You know the rest. Stop gloating. I was too late. Ten minutes, that cost me a heap. But much more than cold hard cash.

It was my last betting venture of 2013. And it was a spectacular failure. We all know what that means.

Ever since, I can’t pick left from right. Up from down. Leader from stalker. Mudlark from dry track specialist.

So now I’m lumbering on, throwing good cash sideways. Getting beaten in photos. Watching unknown hoops beat the world’s best. Sigh.

We need to change the mojo. So punting Gods, here’s what I’m prepared to do.

If I get a decent tip, back it. And no grumbling if it gets bloused.
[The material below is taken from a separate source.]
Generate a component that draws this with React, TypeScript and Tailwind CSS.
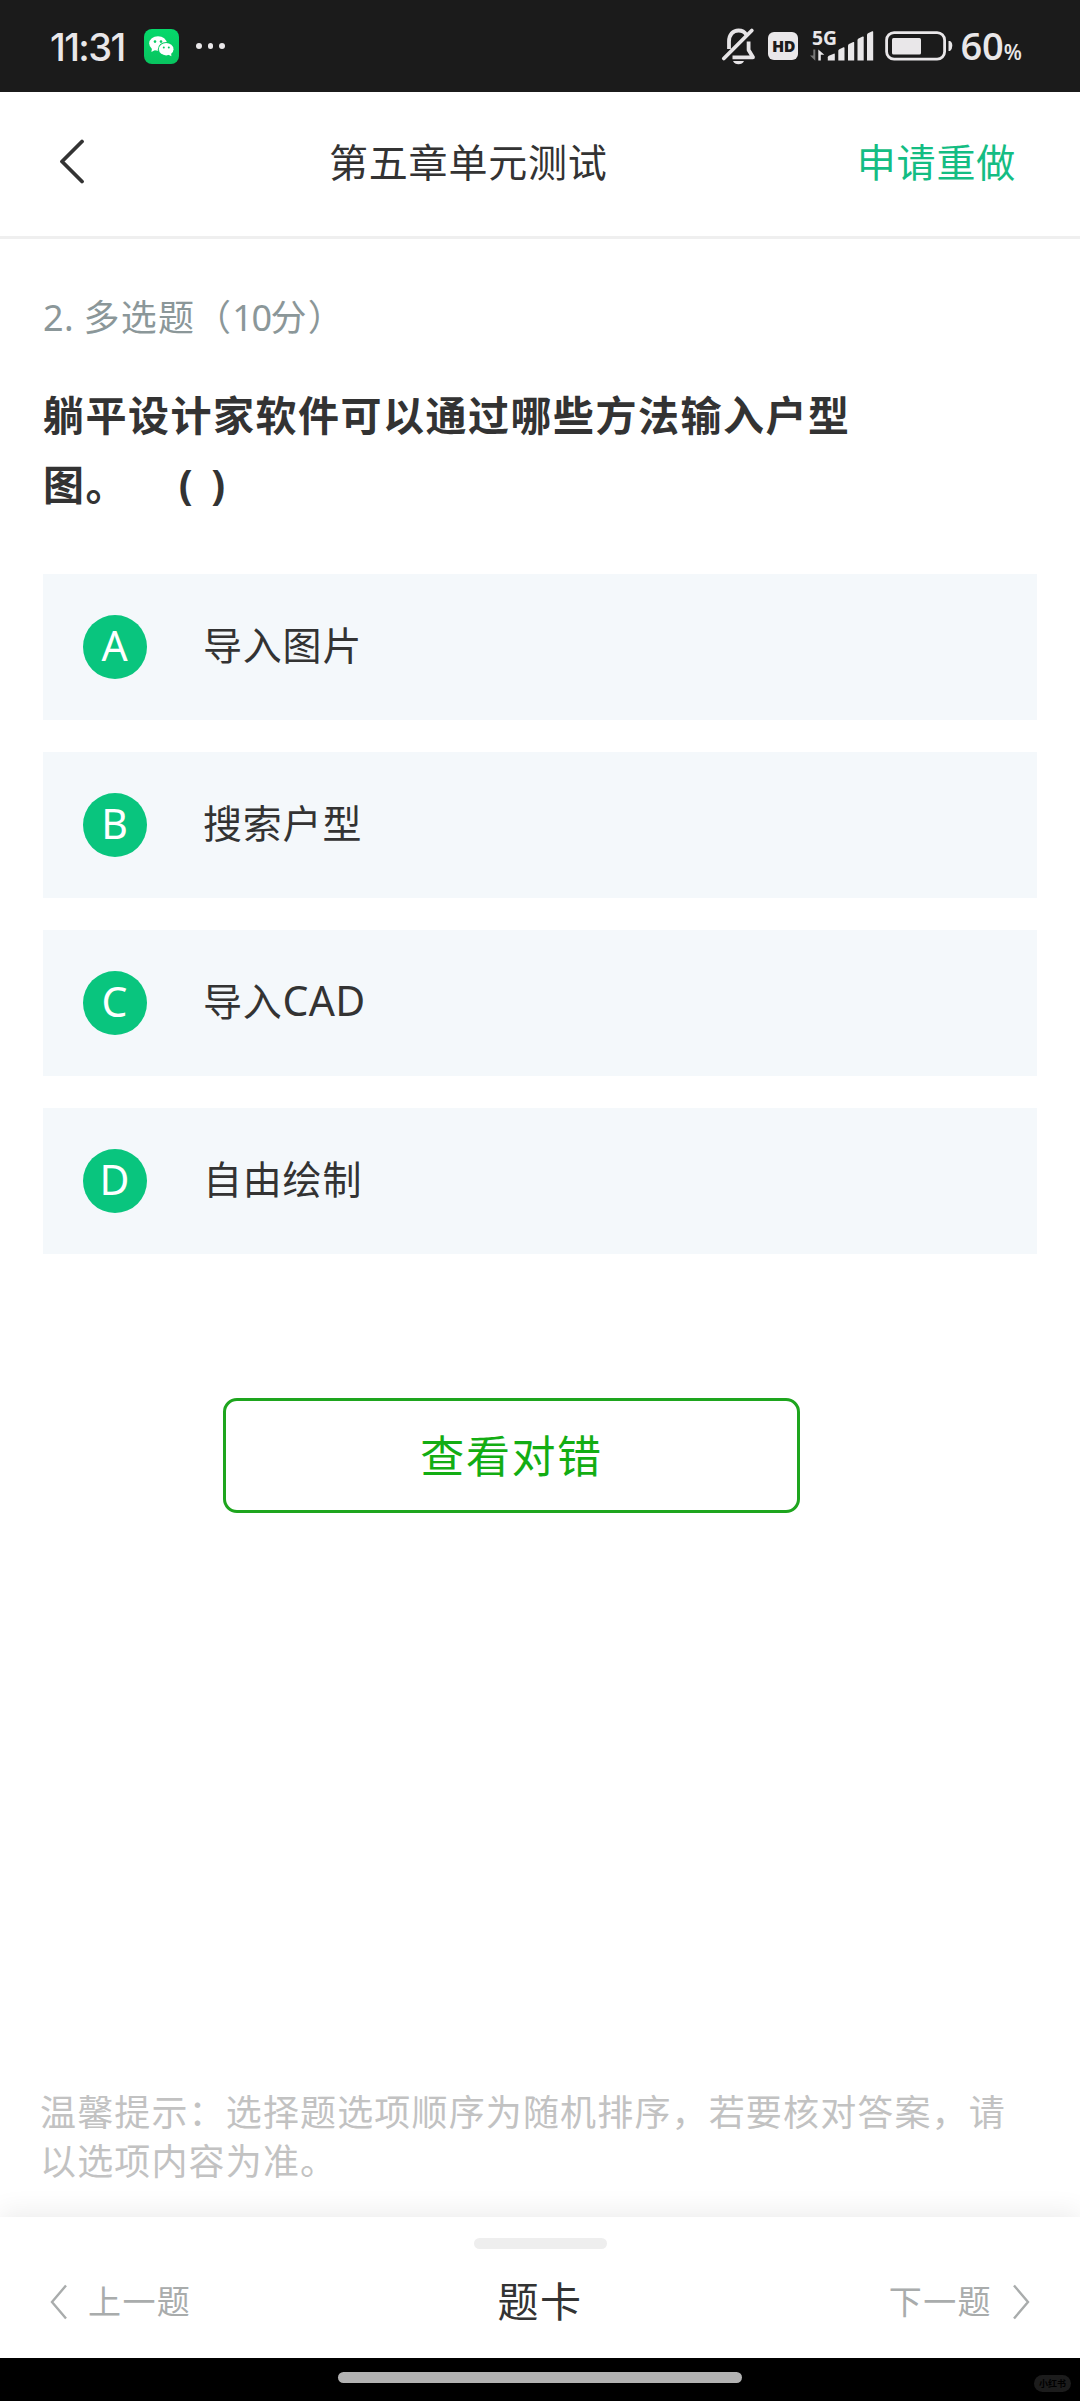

Back my favourite jockeys in Perth. At any odds. It’s a place like no other. They will win at fifties. And no-one will ask why.

Back Chris Waller in Sydney. But not at the Provincials. No exceptions. He has camels, like all the others. And that’s where they end up.

Go to Eagle Farm more. Because it’s fun. Doomben too. And my beloved Gold Coast. And get a crew together. So many laughs.

Do the Melbourne Cup form before the Monday. You will be hungover, or drunk. Print this and tell all your close friends.

There are other rules, but I need to get to Gloucester Park trots. You understand.

I hope you’ve started the New Year with a blast. If you have a tip, maybe send it my way? Not that I’m desperate. It’s only early. What time is Turner riding in Perth?